Note that min and max will work even though we now DO NOT satisfy the sequence protocol, but rather the ITERABLE protocol, as its a pairwise comparison, which can be handled via iteration. The take home message is that in programming with these iterators, these generlization of pointers, we dont need either the length or indexing to work to implement many algorithms: we have abstracted these away.

Generators

EVERY collection in Python is iterable.

Lets pause to let that sink in.

We have already seen iterators are used to make for loops.

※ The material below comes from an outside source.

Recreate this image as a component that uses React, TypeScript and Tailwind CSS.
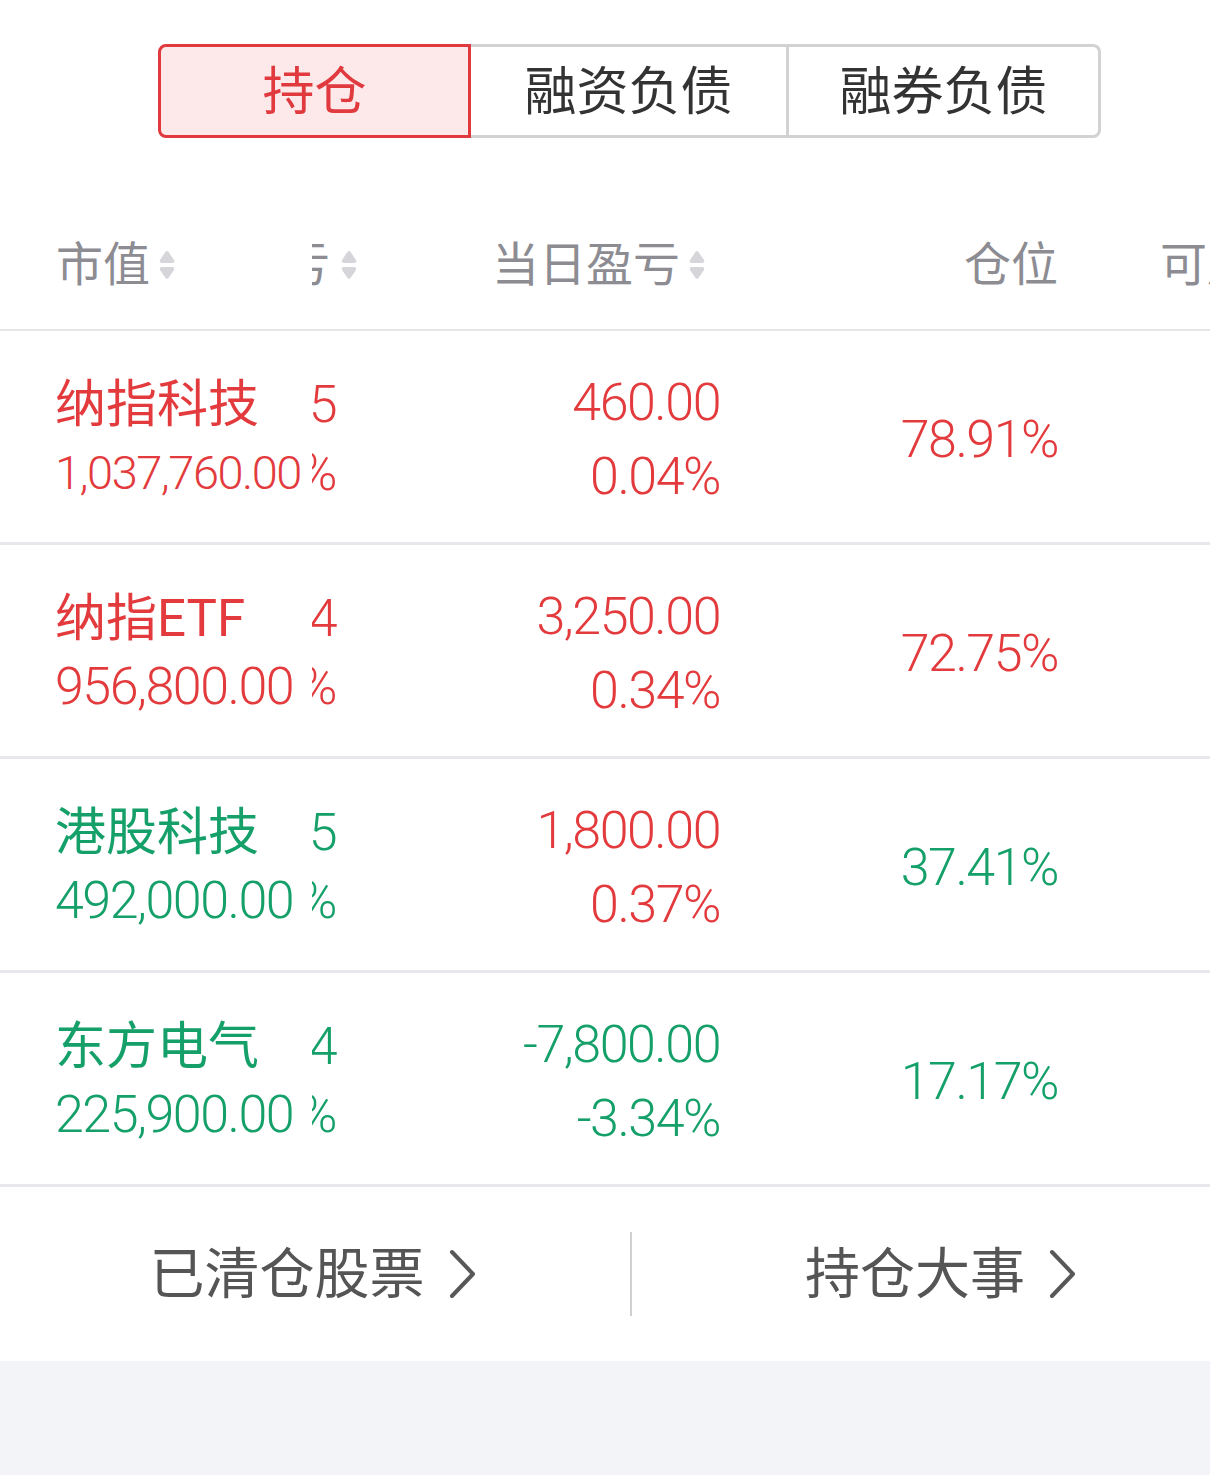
import React from "react";

type Tone = "up" | "down";

type Holding = {
  name: string;
  value: string;
  valueSize: string;
  pnl: string;
  pnlPct: string;
  dayPnl: string;
  dayPct: string;
  dayTone: Tone;
  weight: string;
  avail: string;
  tone: Tone;
};

const HOLDINGS: Holding[] = [
  { name: "纳指科技", value: "1,037,760.00", valueSize: "text-[47px]", pnl: "37,760.05", pnlPct: "3.78%", dayPnl: "460.00", dayPct: "0.04%", dayTone: "up", weight: "78.91%", avail: "680,000", tone: "up" },
  { name: "纳指ETF", value: "956,800.00", valueSize: "text-[52px]", pnl: "56,800.04", pnlPct: "6.31%", dayPnl: "3,250.00", dayPct: "0.34%", dayTone: "up", weight: "72.75%", avail: "320,000", tone: "up" },
  { name: "港股科技", value: "492,000.00", valueSize: "text-[52px]", pnl: "-18,000.05", pnlPct: "-3.53%", dayPnl: "1,800.00", dayPct: "0.37%", dayTone: "up", weight: "37.41%", avail: "600,000", tone: "down" },
  { name: "东方电气", value: "225,900.00", valueSize: "text-[52px]", pnl: "-14,100.04", pnlPct: "-5.88%", dayPnl: "-7,800.00", dayPct: "-3.34%", dayTone: "down", weight: "17.17%", avail: "15,000", tone: "down" },
];

const TONE: Record<Tone, string> = {
  up: "text-[#e33b3d]",
  down: "text-[#15a06a]",
};

const NUM = "font-['Roboto','Noto_Sans_CJK_SC',sans-serif] font-light tracking-[-1.5px]";
const CJK = "font-['Roboto','Noto_Sans_CJK_SC',sans-serif]";

function SortIcon() {
  return (
    <svg width="18" height="32" viewBox="0 0 18 32" className="shrink-0">
      <path d="M7.3 3.2 Q9 1 10.7 3.2 L16 11 Q17 14 14 14 L4 14 Q1 14 2 11 Z" fill="#d6d6da" />
      <path d="M7.3 28.8 Q9 31 10.7 28.8 L16 21 Q17 18 14 18 L4 18 Q1 18 2 21 Z" fill="#d6d6da" />
    </svg>
  );
}

function Chevron() {
  return (
    <svg width="30" height="50" viewBox="0 0 30 50" className="shrink-0">
      <polyline points="5,3 26,25 5,47" fill="none" stroke="#585858" strokeWidth="4" strokeLinecap="round" strokeLinejoin="round" />
    </svg>
  );
}

export default function App() {
  return (
    <div className={`w-full min-h-screen bg-[#f3f4f8] ${CJK}`}>
      <div className="bg-white">

        {/* ── Tabs ── */}
        <div className="pt-[44px] pl-[158px]">
          <div className="flex h-[94px] w-[943px] text-[52px] leading-none">
            <div className="w-[313px] flex items-center justify-center pt-[4px] rounded-l-[8px] border-[3px] border-[#e0393e] bg-[#fde8ea] text-[#e0393e]">
              持仓
            </div>
            <div className="w-[318px] flex items-center justify-center pt-[4px] border-y-[3px] border-r-[3px] border-[#d2d2d2] text-[#333333]">
              融资负债
            </div>
            <div className="w-[312px] flex items-center justify-center pt-[4px] rounded-r-[8px] border-y-[3px] border-r-[3px] border-[#d2d2d2] text-[#333333]">
              融券负债
            </div>
          </div>
        </div>

        {/* ── Table ── */}
        <div className="mt-[63px] overflow-hidden">
          {/* header */}
          <div className="flex h-[130px] items-center border-b-2 border-[#e6e6e8] text-[47px] text-[#8c8c92] whitespace-nowrap">
            <div className="relative z-10 w-[312px] h-full shrink-0 bg-white pl-[56px] flex items-center gap-[8px]">
              <span>市值</span>
              <SortIcon />
            </div>
            <div className="w-[260px] shrink-0 ml-[-214px] flex items-center justify-end gap-[10px]">
              <span>持仓盈亏</span>
              <SortIcon />
            </div>
            <div className="w-[348px] shrink-0 flex items-center justify-end gap-[8px]">
              <span>当日盈亏</span>
              <SortIcon />
            </div>
            <div className="w-[352px] shrink-0 flex justify-end">
              <span>仓位</span>
            </div>
            <div className="w-[300px] shrink-0 pl-[102px]">
              <span>可用</span>
            </div>
          </div>

          {/* rows */}
          {HOLDINGS.map(h => (
            <div key={h.name} className="flex h-[214px] border-b-[3px] border-[#e7e7ec] whitespace-nowrap">
              <div className={`relative z-10 w-[312px] shrink-0 bg-white pl-[55px] pt-[40px] ${TONE[h.tone]}`}>
                <div className="text-[51px] leading-[68px]">{h.name}</div>
                <div className={`${NUM} ${h.valueSize} leading-[68px]`}>{h.value}</div>
              </div>
              <div className={`w-[260px] shrink-0 ml-[-236px] pt-[40px] text-right ${NUM} text-[52px] ${TONE[h.tone]}`}>
                <div className="leading-[68px]">{h.pnl}</div>
                <div className="leading-[68px]">{h.pnlPct}</div>
              </div>
              <div className={`w-[384px] shrink-0 pt-[35px] text-right ${NUM} text-[52px] ${TONE[h.dayTone]}`}>
                <div className="leading-[74px]">{h.dayPnl}</div>
                <div className="leading-[74px]">{h.dayPct}</div>
              </div>
              <div className={`w-[338px] shrink-0 pt-[7px] flex items-center justify-end ${NUM} text-[52px] ${TONE[h.tone]}`}>
                {h.weight}
              </div>
              <div className={`w-[420px] shrink-0 pt-[7px] flex items-center justify-end ${NUM} text-[52px] text-[#333333]`}>
                {h.avail}
              </div>
            </div>
          ))}
        </div>

        {/* ── Footer links ── */}
        <div className="flex h-[174px] items-center text-[55px] text-[#555555]">
          <div className="w-[630px] flex items-center justify-center gap-[22px] pr-[4px]">
            <span>已清仓股票</span>
            <Chevron />
          </div>
          <div className="w-[2px] h-[84px] bg-[#d0d0d0]" />
          <div className="flex-1 flex items-center justify-center gap-[22px] pl-[40px]">
            <span>持仓大事</span>
            <Chevron />
          </div>
        </div>
      </div>
    </div>
  );
}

They are also used tomake other collections

to loop over a file line by line from disk in the making of list, dict, and set comprehensions in unpacking tuples in parameter unpacking in function calls (*args syntax) An iterator defines both iter and a next (the first one is only required to make sure an iterator IS an iterable).

SO FAR: Iterator: retrieves items from a collection. The collection must implement iter.

Yield and generators

A generator function looks like a normal function, but instead of returning values, it yields them. The syntax is (unfortunately) the same.

Unfortunate, as a generator is a different beast. When the function runs, it creates a generator.

The generator is an iterator.. It gets an internal implementation of next and iter, almost magically.

def gen123():
    print("Hi")
    yield 1
    print("Little")
    yield 2
    print("Baby")
    yield 3
print(gen123, type(gen123))
g = gen123()
type(g)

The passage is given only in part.